Brexit may mean Brexit to Theresa May, but it doesn’t make so much sense to Swedish business. As heavy snow fell in the Swedish capital, Stockholm, the reaction to the defeat in the House of Commons in Prime Minister Theresa May’s Brexit deal was a mixture of incredulity and despair.
“Politicians across the spectrum – with the exception of the anti-EU Sweden Democrats – are mostly frustrated by British indecision over Brexit. Most would still like Britain to stay in the EU – but the more pressing priority is certainty,” observes James Savage, CEO, and Publisher of The Local, a European news network with headquarters in Stockholm. “Among ordinary people, there is a sense of astonishment at the political chaos – it has really dented the image of Britain.”
One of the effects of Brexit has been to strengthen support within Sweden for EU membership, now at its highest level for more than a decade.
It’s very hard to go back to the EU and make a few amendments on some of the details and then bring it back again to the house. I don’t think they can do that. So we have to start to think about other alternatives to the deal. Why would the EU come back to the British government and say ‘hey, okay, let’s forget about the backstop on the Irish border?’ It’s hard to see how the EU could make any amendments that would be enough to satisfy the House of Commons.
This means, he says, “We now have to think now about all the other options, which range from revoking Article 50 to a second referendum. I can’t imagine any outcome between those two extremes – and that creates a lot of uncertainty.”

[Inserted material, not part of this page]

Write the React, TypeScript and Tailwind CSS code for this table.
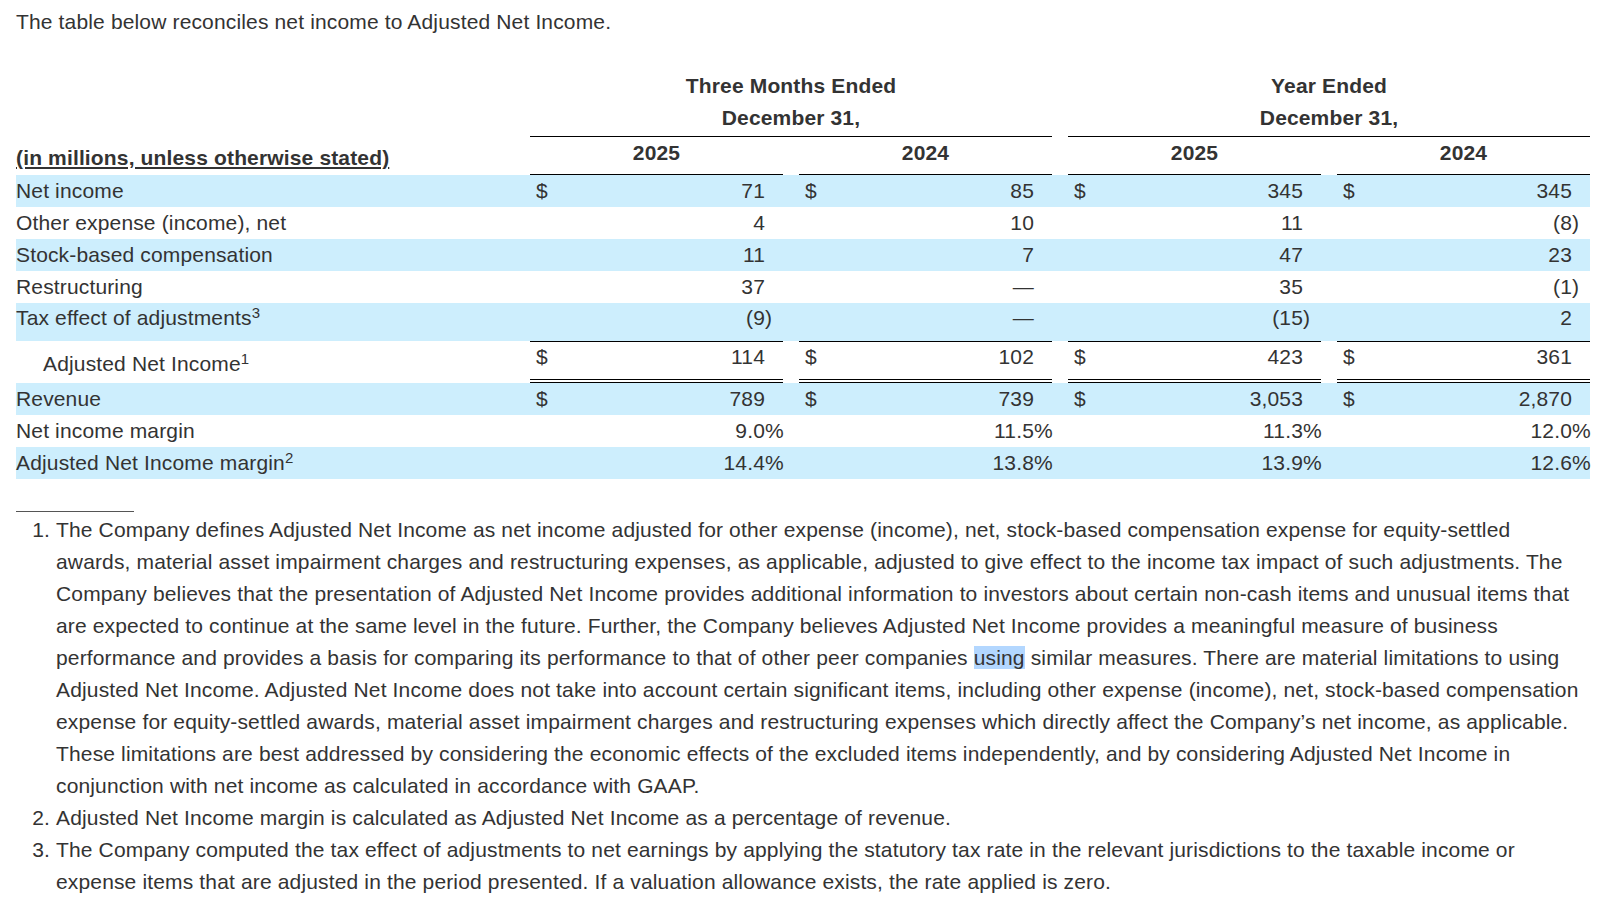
import React from "react"

type Row = {
  label: string
  sup?: string
  hl?: boolean
  dollar?: boolean
  total?: boolean
  tall?: boolean
  vals: string[]
}

const rows: Row[] = [
  { label: "Net income", hl: true, dollar: true, vals: ["71", "85", "345", "345"] },
  { label: "Other expense (income), net", vals: ["4", "10", "11", "(8)"] },
  { label: "Stock-based compensation", hl: true, vals: ["11", "7", "47", "23"] },
  { label: "Restructuring", vals: ["37", "—", "35", "(1)"] },
  { label: "Tax effect of adjustments", sup: "3", hl: true, tall: true, vals: ["(9)", "—", "(15)", "2"] },
  { label: "Adjusted Net Income", sup: "1", dollar: true, total: true, vals: ["114", "102", "423", "361"] },
  { label: "Revenue", hl: true, dollar: true, vals: ["789", "739", "3,053", "2,870"] },
  { label: "Net income margin", vals: ["9.0%", "11.5%", "11.3%", "12.0%"] },
  { label: "Adjusted Net Income margin", sup: "2", hl: true, vals: ["14.4%", "13.8%", "13.9%", "12.6%"] },
]

const Value = ({ v }: { v: string }) => {
  let main = v
  let suffix = ""
  if (v.endsWith(")") || v.endsWith("%")) {
    main = v.slice(0, -1)
    suffix = v.slice(-1)
  }
  return (
    <span className="flex justify-end">
      <span>{main}</span>
      <span className="w-[18px] text-left">{suffix}</span>
    </span>
  )
}

const Cell = ({ row, v }: { row: Row; v: string }) => {
  return (
    <td
      className={
        "w-[253px] pl-[6px] p-0 " +
        (row.total
          ? "align-top leading-[30px] border-t border-black border-b-4 border-double border-b-black"
          : row.tall
            ? "align-top leading-[30px]"
            : "align-middle leading-[32px]")
      }
    >
      <div className="flex justify-between">
        <span>{row.dollar ? "$" : ""}</span>
        <Value v={v} />
      </div>
    </td>
  )
}

const Gap = () => <td className="w-4 p-0" />

export default function App() {
  return (
    <div
      className="min-h-screen bg-white text-[#333] px-4 pt-[6px] pb-6 text-[21px] tracking-[0.15px]"
      style={{ fontFamily: '"Liberation Sans", Arial, Helvetica, sans-serif' }}
    >
      <p className="leading-[32px]">The table below reconciles net income to Adjusted Net Income.</p>

      <table className="mt-[32px] border-separate border-spacing-0 w-[1574px] table-fixed">
        <colgroup>
          <col className="w-[514px]" />
          <col className="w-[253px]" />
          <col className="w-4" />
          <col className="w-[253px]" />
          <col className="w-4" />
          <col className="w-[253px]" />
          <col className="w-4" />
          <col className="w-[253px]" />
        </colgroup>
        <thead className="font-bold">
          <tr className="h-[32px]">
            <th />
            <th colSpan={3} className="text-center align-bottom leading-[32px] font-bold">
              Three Months Ended
            </th>
            <th />
            <th colSpan={3} className="text-center align-bottom leading-[32px] font-bold">
              Year Ended
            </th>
          </tr>
          <tr className="h-[35px]">
            <th />
            <th colSpan={3} className="text-center align-top leading-[32px] font-bold border-b border-black">
              December 31,
            </th>
            <th />
            <th colSpan={3} className="text-center align-top leading-[32px] font-bold border-b border-black">
              December 31,
            </th>
          </tr>
          <tr className="h-[38px]">
            <th className="text-left align-bottom leading-[32px] pb-[1px] font-bold">
              <span className="underline underline-offset-2">(in millions, unless otherwise stated)</span>
            </th>
            <th className="text-center align-top leading-[32px] border-b border-black">2025</th>
            <th />
            <th className="text-center align-top leading-[32px] border-b border-black">2024</th>
            <th />
            <th className="text-center align-top leading-[32px] border-b border-black">2025</th>
            <th />
            <th className="text-center align-top leading-[32px] border-b border-black">2024</th>
          </tr>
        </thead>
        <tbody>
          {rows.map((row) => {
            const h = row.total ? "h-[42px]" : row.tall ? "h-[38px]" : "h-[32px]"
            return (
              <tr key={row.label} className={(row.hl ? "bg-[#cdeefd] " : "") + h}>
                <td
                  className={
                    "p-0 " +
                    (row.total
                      ? "align-bottom leading-[32px] pl-[27px] pb-[3px]"
                      : row.tall
                        ? "align-top leading-[30px]"
                        : "align-middle leading-[32px]")
                  }
                >
                  {row.label}
                  {row.sup && <sup className="text-[15px] -top-[0.45em]">{row.sup}</sup>}
                </td>
                <Cell row={row} v={row.vals[0]} />
                <Gap />
                <Cell row={row} v={row.vals[1]} />
                <Gap />
                <Cell row={row} v={row.vals[2]} />
                <Gap />
                <Cell row={row} v={row.vals[3]} />
              </tr>
            )
          })}
        </tbody>
      </table>

      <div className="mt-[32px] w-[118px] border-t border-[#555]" />

      <ol className="list-decimal pl-[40px] leading-[32px] pr-0 mt-[2px] max-w-[1574px]">
        <li>
          The Company defines Adjusted Net Income as net income adjusted for other expense (income), net,
          stock-based compensation expense for equity-settled awards, material asset impairment charges and
          restructuring expenses, as applicable, adjusted to give effect to the income tax impact of such
          adjustments. The Company believes that the presentation of Adjusted Net Income provides additional
          information to investors about certain non-cash items and unusual items that are expected to continue at
          the same level in the future. Further, the Company believes Adjusted Net Income provides a meaningful
          measure of business performance and provides a basis for comparing its performance to that of other peer
          companies <span className="bg-[#b3d7ff]">using</span> similar measures. There are material limitations
          to using Adjusted Net Income. Adjusted Net Income does not take into account certain significant items,
          including other expense (income), net, stock-based compensation expense for equity-settled awards,
          material asset impairment charges and restructuring expenses which directly affect the Company’s net
          income, as applicable. These limitations are best addressed by considering the economic effects of the
          excluded items independently, and by considering Adjusted Net Income in conjunction with net income as
          calculated in accordance with GAAP.
        </li>
        <li>Adjusted Net Income margin is calculated as Adjusted Net Income as a percentage of revenue.</li>
        <li>
          The Company computed the tax effect of adjustments to net earnings by applying the statutory tax rate in
          the relevant jurisdictions to the taxable income or expense items that are adjusted in the period
          presented. If a valuation allowance exists, the rate applied is zero.
        </li>
      </ol>
    </div>
  )
}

Swedish companies will be concerned about further delays to Brexit because it merely prolongs that uncertainty.
A Tough Call
One large exporter and importer to and from the U.K. is Volvo Construction Equipment (CE). Bill Law, Senior Vice President, Volvo CE says that it is important for the company, as well as its customers, and the U.K. generally, that the ultimate solution for Brexit is business-friendly.
He shares a sense of frustration expressed by many exporters in Sweden. “We are in the business of “building the future,”[but] we see that not knowing what to expect in terms of regulation and infrastructure plans going forward affects investments. At present things remain clouded in uncertainty, making it difficult to plan effectively.”
For instance, if a Swedish company is planning its inventories and wants to import from the U.K., after March 29 it could have to pay customs duty if there is no deal.
How can companies plan if they don’t know what they are planning for? “We are already seeing the negative consequences of this on capital expenditure and investment in the UK economy,” says Falkenhäll, “with investment in the U.K. declining for three consecutive quarters.”